Start of DATASET EXTRACT

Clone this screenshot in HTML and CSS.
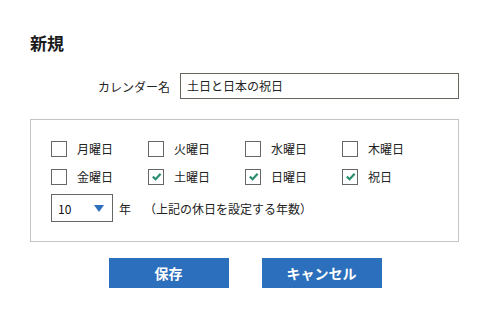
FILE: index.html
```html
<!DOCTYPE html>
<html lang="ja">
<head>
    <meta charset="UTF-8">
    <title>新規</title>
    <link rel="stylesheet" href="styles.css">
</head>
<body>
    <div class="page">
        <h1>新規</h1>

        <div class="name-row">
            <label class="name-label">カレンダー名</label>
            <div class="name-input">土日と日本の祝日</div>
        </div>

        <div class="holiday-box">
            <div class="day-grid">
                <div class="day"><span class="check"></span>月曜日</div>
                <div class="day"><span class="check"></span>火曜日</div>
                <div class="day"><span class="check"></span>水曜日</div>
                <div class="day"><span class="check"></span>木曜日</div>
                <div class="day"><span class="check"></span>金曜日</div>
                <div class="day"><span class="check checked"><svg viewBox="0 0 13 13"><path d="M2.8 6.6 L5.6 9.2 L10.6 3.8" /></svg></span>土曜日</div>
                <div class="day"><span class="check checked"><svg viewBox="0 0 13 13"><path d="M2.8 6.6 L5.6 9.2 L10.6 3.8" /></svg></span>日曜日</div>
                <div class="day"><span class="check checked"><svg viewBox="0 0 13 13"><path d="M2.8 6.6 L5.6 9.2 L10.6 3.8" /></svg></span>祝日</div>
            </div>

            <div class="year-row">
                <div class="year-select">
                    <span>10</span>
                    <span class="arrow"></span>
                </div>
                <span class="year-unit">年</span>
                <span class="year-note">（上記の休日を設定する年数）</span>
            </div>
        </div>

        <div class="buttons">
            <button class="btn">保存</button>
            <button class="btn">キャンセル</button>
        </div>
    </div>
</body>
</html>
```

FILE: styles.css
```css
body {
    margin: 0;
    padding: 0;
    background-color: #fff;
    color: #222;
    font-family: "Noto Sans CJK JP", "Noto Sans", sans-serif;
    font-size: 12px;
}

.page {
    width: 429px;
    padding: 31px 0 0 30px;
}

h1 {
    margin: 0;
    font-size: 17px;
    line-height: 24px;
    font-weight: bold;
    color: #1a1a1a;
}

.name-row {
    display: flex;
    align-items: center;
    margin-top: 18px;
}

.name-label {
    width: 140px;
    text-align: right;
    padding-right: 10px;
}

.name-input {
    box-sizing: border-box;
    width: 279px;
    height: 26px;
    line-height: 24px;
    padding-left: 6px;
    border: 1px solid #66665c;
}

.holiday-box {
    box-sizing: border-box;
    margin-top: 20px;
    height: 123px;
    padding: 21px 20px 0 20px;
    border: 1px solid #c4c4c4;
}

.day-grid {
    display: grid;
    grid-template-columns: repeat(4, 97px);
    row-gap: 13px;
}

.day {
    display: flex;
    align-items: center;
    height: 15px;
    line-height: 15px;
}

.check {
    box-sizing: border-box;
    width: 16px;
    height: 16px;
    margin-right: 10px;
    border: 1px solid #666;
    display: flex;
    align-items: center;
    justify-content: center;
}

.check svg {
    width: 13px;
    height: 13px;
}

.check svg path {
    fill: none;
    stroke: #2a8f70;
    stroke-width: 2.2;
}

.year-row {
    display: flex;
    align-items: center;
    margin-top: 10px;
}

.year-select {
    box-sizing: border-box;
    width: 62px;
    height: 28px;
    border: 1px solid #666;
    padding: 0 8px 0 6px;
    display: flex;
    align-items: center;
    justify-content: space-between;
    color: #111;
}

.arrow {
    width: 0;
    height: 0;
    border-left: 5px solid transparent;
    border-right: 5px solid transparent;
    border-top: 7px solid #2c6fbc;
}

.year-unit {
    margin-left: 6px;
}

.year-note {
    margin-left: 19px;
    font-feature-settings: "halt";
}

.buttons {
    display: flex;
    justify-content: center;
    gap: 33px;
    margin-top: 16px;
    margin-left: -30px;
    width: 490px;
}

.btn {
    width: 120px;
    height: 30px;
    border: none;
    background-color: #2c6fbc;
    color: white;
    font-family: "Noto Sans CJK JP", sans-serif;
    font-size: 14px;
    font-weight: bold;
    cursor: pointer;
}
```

End of DATASET EXTRACT

=== PROBLEM STATEMENT ===
Working from the lines above, reproduce the material exactly and exclude its pictures.

=== SOLUTION FOR THIS TASK ===
Clone this screenshot in HTML and CSS.
FILE: index.html
```html
<!DOCTYPE html>
<html lang="ja">
<head>
    <meta charset="UTF-8">
    <title>新規</title>
    <link rel="stylesheet" href="styles.css">
</head>
<body>
    <div class="page">
        <h1>新規</h1>

        <div class="name-row">
            <label class="name-label">カレンダー名</label>
            <div class="name-input">土日と日本の祝日</div>
        </div>

        <div class="holiday-box">
            <div class="day-grid">
                <div class="day"><span class="check"></span>月曜日</div>
                <div class="day"><span class="check"></span>火曜日</div>
                <div class="day"><span class="check"></span>水曜日</div>
                <div class="day"><span class="check"></span>木曜日</div>
                <div class="day"><span class="check"></span>金曜日</div>
                <div class="day"><span class="check checked"><svg viewBox="0 0 13 13"><path d="M2.8 6.6 L5.6 9.2 L10.6 3.8" /></svg></span>土曜日</div>
                <div class="day"><span class="check checked"><svg viewBox="0 0 13 13"><path d="M2.8 6.6 L5.6 9.2 L10.6 3.8" /></svg></span>日曜日</div>
                <div class="day"><span class="check checked"><svg viewBox="0 0 13 13"><path d="M2.8 6.6 L5.6 9.2 L10.6 3.8" /></svg></span>祝日</div>
            </div>

            <div class="year-row">
                <div class="year-select">
                    <span>10</span>
                    <span class="arrow"></span>
                </div>
                <span class="year-unit">年</span>
                <span class="year-note">（上記の休日を設定する年数）</span>
            </div>
        </div>

        <div class="buttons">
            <button class="btn">保存</button>
            <button class="btn">キャンセル</button>
        </div>
    </div>
</body>
</html>
```

FILE: styles.css
```css
body {
    margin: 0;
    padding: 0;
    background-color: #fff;
    color: #222;
    font-family: "Noto Sans CJK JP", "Noto Sans", sans-serif;
    font-size: 12px;
}

.page {
    width: 429px;
    padding: 31px 0 0 30px;
}

h1 {
    margin: 0;
    font-size: 17px;
    line-height: 24px;
    font-weight: bold;
    color: #1a1a1a;
}

.name-row {
    display: flex;
    align-items: center;
    margin-top: 18px;
}

.name-label {
    width: 140px;
    text-align: right;
    padding-right: 10px;
}

.name-input {
    box-sizing: border-box;
    width: 279px;
    height: 26px;
    line-height: 24px;
    padding-left: 6px;
    border: 1px solid #66665c;
}

.holiday-box {
    box-sizing: border-box;
    margin-top: 20px;
    height: 123px;
    padding: 21px 20px 0 20px;
    border: 1px solid #c4c4c4;
}

.day-grid {
    display: grid;
    grid-template-columns: repeat(4, 97px);
    row-gap: 13px;
}

.day {
    display: flex;
    align-items: center;
    height: 15px;
    line-height: 15px;
}

.check {
    box-sizing: border-box;
    width: 16px;
    height: 16px;
    margin-right: 10px;
    border: 1px solid #666;
    display: flex;
    align-items: center;
    justify-content: center;
}

.check svg {
    width: 13px;
    height: 13px;
}

.check svg path {
    fill: none;
    stroke: #2a8f70;
    stroke-width: 2.2;
}

.year-row {
    display: flex;
    align-items: center;
    margin-top: 10px;
}

.year-select {
    box-sizing: border-box;
    width: 62px;
    height: 28px;
    border: 1px solid #666;
    padding: 0 8px 0 6px;
    display: flex;
    align-items: center;
    justify-content: space-between;
    color: #111;
}

.arrow {
    width: 0;
    height: 0;
    border-left: 5px solid transparent;
    border-right: 5px solid transparent;
    border-top: 7px solid #2c6fbc;
}

.year-unit {
    margin-left: 6px;
}

.year-note {
    margin-left: 19px;
    font-feature-settings: "halt";
}

.buttons {
    display: flex;
    justify-content: center;
    gap: 33px;
    margin-top: 16px;
    margin-left: -30px;
    width: 490px;
}

.btn {
    width: 120px;
    height: 30px;
    border: none;
    background-color: #2c6fbc;
    color: white;
    font-family: "Noto Sans CJK JP", sans-serif;
    font-size: 14px;
    font-weight: bold;
    cursor: pointer;
}
```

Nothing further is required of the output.